→ **Aim**
Reproduce the material in full, unchanged.

[Code that builds pages]

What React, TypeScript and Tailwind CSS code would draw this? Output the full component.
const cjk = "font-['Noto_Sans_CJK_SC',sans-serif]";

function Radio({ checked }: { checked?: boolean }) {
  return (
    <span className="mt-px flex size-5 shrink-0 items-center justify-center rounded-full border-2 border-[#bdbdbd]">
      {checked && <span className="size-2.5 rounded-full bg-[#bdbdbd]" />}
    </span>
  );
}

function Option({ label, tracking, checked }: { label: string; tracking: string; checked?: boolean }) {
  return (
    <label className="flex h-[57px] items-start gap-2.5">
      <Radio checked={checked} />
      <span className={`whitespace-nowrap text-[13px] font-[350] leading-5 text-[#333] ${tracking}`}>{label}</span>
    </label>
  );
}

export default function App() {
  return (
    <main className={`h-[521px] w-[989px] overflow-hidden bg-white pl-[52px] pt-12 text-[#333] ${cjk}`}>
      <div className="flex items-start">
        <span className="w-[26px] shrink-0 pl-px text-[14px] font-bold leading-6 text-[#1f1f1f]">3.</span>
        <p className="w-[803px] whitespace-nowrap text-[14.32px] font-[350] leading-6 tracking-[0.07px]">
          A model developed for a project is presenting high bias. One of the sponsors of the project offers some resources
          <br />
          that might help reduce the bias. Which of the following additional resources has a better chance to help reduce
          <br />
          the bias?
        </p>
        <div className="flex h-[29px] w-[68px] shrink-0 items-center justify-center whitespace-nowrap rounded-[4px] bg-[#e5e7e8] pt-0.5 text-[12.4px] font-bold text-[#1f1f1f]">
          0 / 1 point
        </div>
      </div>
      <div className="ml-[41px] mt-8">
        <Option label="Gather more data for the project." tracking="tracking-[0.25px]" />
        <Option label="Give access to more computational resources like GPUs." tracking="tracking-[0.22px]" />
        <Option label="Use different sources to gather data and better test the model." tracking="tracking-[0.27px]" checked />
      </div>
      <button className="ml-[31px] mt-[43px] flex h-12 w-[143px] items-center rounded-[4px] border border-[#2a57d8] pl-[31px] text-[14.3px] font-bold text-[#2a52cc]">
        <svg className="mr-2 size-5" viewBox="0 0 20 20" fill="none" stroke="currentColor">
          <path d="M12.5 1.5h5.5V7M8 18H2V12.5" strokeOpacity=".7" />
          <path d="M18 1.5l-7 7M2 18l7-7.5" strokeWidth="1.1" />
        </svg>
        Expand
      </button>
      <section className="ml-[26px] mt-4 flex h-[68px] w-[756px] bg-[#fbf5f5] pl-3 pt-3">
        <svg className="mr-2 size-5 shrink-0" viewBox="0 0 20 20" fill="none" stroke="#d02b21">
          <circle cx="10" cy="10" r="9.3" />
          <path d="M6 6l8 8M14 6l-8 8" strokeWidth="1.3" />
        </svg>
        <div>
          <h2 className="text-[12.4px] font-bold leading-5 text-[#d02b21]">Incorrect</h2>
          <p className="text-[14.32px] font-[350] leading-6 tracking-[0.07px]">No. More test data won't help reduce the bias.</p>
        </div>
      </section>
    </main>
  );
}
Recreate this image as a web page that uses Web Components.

→ **Answer below**
What React, TypeScript and Tailwind CSS code would draw this? Output the full component.
const cjk = "font-['Noto_Sans_CJK_SC',sans-serif]";

function Radio({ checked }: { checked?: boolean }) {
  return (
    <span className="mt-px flex size-5 shrink-0 items-center justify-center rounded-full border-2 border-[#bdbdbd]">
      {checked && <span className="size-2.5 rounded-full bg-[#bdbdbd]" />}
    </span>
  );
}

function Option({ label, tracking, checked }: { label: string; tracking: string; checked?: boolean }) {
  return (
    <label className="flex h-[57px] items-start gap-2.5">
      <Radio checked={checked} />
      <span className={`whitespace-nowrap text-[13px] font-[350] leading-5 text-[#333] ${tracking}`}>{label}</span>
    </label>
  );
}

export default function App() {
  return (
    <main className={`h-[521px] w-[989px] overflow-hidden bg-white pl-[52px] pt-12 text-[#333] ${cjk}`}>
      <div className="flex items-start">
        <span className="w-[26px] shrink-0 pl-px text-[14px] font-bold leading-6 text-[#1f1f1f]">3.</span>
        <p className="w-[803px] whitespace-nowrap text-[14.32px] font-[350] leading-6 tracking-[0.07px]">
          A model developed for a project is presenting high bias. One of the sponsors of the project offers some resources
          <br />
          that might help reduce the bias. Which of the following additional resources has a better chance to help reduce
          <br />
          the bias?
        </p>
        <div className="flex h-[29px] w-[68px] shrink-0 items-center justify-center whitespace-nowrap rounded-[4px] bg-[#e5e7e8] pt-0.5 text-[12.4px] font-bold text-[#1f1f1f]">
          0 / 1 point
        </div>
      </div>
      <div className="ml-[41px] mt-8">
        <Option label="Gather more data for the project." tracking="tracking-[0.25px]" />
        <Option label="Give access to more computational resources like GPUs." tracking="tracking-[0.22px]" />
        <Option label="Use different sources to gather data and better test the model." tracking="tracking-[0.27px]" checked />
      </div>
      <button className="ml-[31px] mt-[43px] flex h-12 w-[143px] items-center rounded-[4px] border border-[#2a57d8] pl-[31px] text-[14.3px] font-bold text-[#2a52cc]">
        <svg className="mr-2 size-5" viewBox="0 0 20 20" fill="none" stroke="currentColor">
          <path d="M12.5 1.5h5.5V7M8 18H2V12.5" strokeOpacity=".7" />
          <path d="M18 1.5l-7 7M2 18l7-7.5" strokeWidth="1.1" />
        </svg>
        Expand
      </button>
      <section className="ml-[26px] mt-4 flex h-[68px] w-[756px] bg-[#fbf5f5] pl-3 pt-3">
        <svg className="mr-2 size-5 shrink-0" viewBox="0 0 20 20" fill="none" stroke="#d02b21">
          <circle cx="10" cy="10" r="9.3" />
          <path d="M6 6l8 8M14 6l-8 8" strokeWidth="1.3" />
        </svg>
        <div>
          <h2 className="text-[12.4px] font-bold leading-5 text-[#d02b21]">Incorrect</h2>
          <p className="text-[14.32px] font-[350] leading-6 tracking-[0.07px]">No. More test data won't help reduce the bias.</p>
        </div>
      </section>
    </main>
  );
}
Recreate this image as a web page that uses Web Components.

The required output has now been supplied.